> **Work instructions**
Write out exactly the lines from the line with "Give me the" through the line with "border-t-white border-l-white border-b-[#404040]", including both, and nothing more.

-------------------------

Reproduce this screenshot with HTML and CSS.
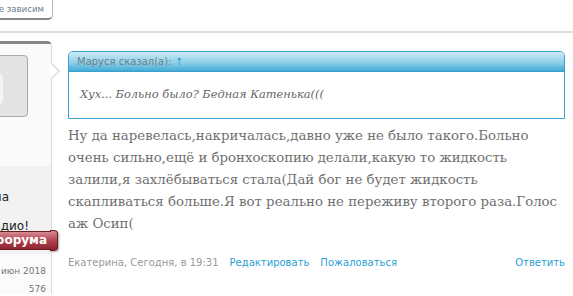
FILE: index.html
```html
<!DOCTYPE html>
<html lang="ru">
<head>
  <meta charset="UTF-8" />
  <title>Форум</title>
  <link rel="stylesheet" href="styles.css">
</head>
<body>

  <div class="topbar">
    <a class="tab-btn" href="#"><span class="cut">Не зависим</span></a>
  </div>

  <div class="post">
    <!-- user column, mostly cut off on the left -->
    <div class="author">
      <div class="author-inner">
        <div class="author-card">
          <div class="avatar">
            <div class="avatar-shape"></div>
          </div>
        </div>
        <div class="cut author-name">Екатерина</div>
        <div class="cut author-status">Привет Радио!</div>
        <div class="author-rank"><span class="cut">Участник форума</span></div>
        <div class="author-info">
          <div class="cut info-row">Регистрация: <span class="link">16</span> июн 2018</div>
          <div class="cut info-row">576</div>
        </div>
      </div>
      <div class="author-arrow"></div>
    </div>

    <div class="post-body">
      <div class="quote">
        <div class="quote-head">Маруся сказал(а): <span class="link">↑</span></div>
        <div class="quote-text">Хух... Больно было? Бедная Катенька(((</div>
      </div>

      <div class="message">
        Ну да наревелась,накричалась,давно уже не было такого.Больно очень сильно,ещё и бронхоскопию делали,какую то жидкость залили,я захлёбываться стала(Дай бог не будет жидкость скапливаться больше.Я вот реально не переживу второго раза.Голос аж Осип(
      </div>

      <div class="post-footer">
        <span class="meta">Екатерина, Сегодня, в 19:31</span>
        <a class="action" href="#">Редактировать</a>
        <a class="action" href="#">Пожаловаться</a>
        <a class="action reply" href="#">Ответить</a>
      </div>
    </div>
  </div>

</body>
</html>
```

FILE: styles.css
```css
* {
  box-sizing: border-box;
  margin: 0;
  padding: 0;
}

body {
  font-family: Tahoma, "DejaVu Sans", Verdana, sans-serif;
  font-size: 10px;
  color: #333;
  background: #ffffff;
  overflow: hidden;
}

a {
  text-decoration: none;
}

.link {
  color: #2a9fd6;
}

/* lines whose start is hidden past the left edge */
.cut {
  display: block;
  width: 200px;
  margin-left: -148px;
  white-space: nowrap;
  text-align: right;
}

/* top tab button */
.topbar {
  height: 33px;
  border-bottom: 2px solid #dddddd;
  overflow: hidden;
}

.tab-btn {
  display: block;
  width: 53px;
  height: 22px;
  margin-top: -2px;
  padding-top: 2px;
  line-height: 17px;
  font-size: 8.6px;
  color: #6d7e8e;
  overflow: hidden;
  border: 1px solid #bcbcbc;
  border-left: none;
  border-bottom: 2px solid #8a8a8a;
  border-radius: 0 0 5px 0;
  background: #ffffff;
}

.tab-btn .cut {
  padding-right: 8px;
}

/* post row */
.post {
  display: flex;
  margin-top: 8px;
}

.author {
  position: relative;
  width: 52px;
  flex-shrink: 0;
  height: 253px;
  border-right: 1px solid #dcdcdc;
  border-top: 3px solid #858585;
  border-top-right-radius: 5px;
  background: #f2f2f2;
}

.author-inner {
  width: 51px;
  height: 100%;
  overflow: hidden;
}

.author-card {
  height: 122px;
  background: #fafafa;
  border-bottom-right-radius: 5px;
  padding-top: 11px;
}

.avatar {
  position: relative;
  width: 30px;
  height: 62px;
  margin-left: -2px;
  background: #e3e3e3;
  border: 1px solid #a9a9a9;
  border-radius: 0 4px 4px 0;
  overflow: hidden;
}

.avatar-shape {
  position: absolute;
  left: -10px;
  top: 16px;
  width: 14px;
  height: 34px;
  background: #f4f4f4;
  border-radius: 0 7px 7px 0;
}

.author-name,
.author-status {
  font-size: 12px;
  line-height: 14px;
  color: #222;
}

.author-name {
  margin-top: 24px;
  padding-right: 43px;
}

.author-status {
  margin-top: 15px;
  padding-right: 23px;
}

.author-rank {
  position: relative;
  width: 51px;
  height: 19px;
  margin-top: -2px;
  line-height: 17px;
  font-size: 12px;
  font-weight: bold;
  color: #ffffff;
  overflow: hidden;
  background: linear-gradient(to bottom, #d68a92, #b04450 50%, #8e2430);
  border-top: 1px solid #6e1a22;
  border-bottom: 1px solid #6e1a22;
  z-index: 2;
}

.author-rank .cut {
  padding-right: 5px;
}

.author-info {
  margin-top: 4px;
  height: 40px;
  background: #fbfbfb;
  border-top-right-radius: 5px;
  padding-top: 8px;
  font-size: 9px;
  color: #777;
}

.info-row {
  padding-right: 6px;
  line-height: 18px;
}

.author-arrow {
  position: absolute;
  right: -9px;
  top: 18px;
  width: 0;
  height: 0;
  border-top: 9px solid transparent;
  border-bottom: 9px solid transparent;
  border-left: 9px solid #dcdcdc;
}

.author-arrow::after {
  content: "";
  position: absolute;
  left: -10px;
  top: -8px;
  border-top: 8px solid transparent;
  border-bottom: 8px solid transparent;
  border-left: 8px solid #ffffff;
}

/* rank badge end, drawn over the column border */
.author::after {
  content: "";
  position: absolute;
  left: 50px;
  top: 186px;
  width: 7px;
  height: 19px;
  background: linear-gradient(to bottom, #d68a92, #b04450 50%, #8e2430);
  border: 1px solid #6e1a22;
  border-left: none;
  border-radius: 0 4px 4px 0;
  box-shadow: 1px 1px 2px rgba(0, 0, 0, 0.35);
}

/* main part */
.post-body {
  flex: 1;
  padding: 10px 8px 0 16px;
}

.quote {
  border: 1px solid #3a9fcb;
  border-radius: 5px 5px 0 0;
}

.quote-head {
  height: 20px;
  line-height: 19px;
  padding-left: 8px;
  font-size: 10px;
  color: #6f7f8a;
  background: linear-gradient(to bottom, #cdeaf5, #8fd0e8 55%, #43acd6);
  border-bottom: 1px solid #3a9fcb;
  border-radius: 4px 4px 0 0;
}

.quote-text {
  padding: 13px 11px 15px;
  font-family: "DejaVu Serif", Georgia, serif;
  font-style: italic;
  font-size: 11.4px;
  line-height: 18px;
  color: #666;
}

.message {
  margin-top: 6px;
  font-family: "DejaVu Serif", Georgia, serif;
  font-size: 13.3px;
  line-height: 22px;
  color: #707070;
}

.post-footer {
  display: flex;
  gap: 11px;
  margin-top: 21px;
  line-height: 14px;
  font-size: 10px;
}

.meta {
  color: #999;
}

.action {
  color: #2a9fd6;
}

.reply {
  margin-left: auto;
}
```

-------------------------

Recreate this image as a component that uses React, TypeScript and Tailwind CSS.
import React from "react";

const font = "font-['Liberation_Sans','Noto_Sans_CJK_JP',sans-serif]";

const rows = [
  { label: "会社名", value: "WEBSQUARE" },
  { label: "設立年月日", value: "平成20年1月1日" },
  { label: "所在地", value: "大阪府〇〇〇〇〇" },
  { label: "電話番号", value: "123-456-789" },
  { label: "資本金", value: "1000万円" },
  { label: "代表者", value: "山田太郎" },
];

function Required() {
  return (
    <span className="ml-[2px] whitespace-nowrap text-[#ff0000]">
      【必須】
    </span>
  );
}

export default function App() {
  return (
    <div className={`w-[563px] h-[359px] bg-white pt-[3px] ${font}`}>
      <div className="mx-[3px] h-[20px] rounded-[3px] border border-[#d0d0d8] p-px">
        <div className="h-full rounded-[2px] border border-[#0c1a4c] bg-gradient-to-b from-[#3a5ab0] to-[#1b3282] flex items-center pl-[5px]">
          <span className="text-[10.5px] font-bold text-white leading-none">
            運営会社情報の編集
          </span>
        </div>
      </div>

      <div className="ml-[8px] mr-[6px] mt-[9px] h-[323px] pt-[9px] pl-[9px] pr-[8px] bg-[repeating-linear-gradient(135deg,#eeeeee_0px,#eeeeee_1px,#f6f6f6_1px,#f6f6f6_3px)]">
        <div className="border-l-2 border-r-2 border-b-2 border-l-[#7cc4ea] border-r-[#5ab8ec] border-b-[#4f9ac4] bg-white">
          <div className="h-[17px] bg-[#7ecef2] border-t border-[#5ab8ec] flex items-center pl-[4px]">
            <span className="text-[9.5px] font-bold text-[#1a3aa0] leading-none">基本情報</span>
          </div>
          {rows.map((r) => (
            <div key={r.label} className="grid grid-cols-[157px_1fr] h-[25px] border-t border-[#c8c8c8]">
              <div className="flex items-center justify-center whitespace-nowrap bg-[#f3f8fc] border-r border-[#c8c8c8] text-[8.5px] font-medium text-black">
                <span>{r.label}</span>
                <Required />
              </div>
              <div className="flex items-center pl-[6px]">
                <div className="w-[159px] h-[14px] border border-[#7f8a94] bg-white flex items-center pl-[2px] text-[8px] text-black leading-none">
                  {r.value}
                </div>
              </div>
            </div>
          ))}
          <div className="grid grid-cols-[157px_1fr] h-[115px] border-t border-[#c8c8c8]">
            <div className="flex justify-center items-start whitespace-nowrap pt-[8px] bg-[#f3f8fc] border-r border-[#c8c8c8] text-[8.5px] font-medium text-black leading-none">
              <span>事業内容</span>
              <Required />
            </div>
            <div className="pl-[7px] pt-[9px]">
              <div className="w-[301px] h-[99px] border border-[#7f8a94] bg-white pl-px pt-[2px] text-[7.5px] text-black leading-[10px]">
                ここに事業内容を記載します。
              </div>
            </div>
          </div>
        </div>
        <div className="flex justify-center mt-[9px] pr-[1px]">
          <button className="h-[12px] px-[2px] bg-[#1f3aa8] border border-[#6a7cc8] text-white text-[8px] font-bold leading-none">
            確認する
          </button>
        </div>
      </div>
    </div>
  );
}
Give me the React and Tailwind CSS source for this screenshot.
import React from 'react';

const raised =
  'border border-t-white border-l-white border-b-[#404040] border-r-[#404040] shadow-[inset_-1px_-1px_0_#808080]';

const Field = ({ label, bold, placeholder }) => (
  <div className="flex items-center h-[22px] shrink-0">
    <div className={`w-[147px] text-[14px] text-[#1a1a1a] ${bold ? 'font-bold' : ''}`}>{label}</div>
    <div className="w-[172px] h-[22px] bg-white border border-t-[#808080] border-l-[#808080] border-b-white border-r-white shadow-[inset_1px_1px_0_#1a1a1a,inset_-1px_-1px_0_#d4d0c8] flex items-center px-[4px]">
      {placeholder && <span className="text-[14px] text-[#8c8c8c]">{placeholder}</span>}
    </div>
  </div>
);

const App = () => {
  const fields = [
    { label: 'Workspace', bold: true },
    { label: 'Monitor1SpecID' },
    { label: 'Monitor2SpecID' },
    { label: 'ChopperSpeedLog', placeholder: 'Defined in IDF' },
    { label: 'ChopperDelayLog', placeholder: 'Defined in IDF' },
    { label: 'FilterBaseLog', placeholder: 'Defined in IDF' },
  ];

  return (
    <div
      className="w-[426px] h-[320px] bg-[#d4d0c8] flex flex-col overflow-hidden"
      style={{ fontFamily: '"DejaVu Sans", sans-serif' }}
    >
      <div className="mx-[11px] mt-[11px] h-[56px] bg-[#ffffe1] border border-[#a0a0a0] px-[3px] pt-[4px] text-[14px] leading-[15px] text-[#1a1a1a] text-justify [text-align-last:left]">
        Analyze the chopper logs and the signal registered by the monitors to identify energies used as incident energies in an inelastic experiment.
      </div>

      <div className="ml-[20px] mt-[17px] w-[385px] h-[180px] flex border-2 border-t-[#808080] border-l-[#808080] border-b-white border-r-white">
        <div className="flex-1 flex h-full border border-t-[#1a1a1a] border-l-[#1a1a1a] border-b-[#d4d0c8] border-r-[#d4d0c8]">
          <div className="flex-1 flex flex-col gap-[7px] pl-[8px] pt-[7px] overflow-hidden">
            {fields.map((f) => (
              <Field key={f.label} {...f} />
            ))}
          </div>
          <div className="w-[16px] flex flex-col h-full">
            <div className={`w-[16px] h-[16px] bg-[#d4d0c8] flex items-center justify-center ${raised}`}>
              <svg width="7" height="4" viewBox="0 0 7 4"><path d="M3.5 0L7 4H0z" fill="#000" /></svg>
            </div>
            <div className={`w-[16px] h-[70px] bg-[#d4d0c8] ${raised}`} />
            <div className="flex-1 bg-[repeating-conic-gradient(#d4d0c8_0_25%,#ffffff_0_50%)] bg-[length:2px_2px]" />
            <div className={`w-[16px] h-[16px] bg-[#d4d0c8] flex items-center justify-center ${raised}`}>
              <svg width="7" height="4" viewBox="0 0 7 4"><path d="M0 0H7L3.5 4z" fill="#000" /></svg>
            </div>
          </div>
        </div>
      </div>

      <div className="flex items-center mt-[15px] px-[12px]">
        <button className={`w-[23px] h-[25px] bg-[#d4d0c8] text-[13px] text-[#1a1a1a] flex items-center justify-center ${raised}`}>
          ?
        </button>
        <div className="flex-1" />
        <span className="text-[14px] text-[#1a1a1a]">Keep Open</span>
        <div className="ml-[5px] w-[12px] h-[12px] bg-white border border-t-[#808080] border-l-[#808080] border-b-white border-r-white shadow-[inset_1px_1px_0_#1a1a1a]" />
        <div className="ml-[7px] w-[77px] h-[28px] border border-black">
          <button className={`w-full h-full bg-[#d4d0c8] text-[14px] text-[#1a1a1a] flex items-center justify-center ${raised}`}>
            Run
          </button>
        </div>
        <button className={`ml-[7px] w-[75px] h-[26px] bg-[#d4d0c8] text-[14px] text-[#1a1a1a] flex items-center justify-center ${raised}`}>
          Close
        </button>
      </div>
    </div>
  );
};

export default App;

-------------------------

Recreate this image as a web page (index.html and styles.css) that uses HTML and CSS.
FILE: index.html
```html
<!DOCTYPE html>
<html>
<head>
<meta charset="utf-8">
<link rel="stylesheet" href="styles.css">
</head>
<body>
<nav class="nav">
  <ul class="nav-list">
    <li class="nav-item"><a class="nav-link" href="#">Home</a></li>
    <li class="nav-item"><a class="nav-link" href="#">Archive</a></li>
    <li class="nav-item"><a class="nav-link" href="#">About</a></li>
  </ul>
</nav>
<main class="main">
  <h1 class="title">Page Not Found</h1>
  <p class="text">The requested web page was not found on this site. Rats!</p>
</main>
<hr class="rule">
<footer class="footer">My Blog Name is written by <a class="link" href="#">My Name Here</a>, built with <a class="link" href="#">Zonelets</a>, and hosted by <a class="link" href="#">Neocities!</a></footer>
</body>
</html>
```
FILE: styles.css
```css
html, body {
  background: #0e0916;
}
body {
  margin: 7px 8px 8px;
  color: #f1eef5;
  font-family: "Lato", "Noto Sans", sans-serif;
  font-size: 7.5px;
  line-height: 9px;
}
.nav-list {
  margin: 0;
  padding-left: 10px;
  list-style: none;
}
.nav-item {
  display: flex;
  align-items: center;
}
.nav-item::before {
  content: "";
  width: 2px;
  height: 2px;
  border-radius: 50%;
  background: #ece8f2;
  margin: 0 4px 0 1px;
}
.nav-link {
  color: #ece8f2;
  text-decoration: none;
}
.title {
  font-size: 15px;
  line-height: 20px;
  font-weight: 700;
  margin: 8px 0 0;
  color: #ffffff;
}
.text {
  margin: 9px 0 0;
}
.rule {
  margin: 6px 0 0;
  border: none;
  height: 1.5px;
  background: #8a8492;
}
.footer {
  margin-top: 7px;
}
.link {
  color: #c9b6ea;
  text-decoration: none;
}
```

-------------------------

> **Response to the task**
Give me the React and Tailwind CSS source for this screenshot.
import React from 'react';

const raised =
  'border border-t-white border-l-white border-b-[#404040] border-r-[#404040] shadow-[inset_-1px_-1px_0_#808080]';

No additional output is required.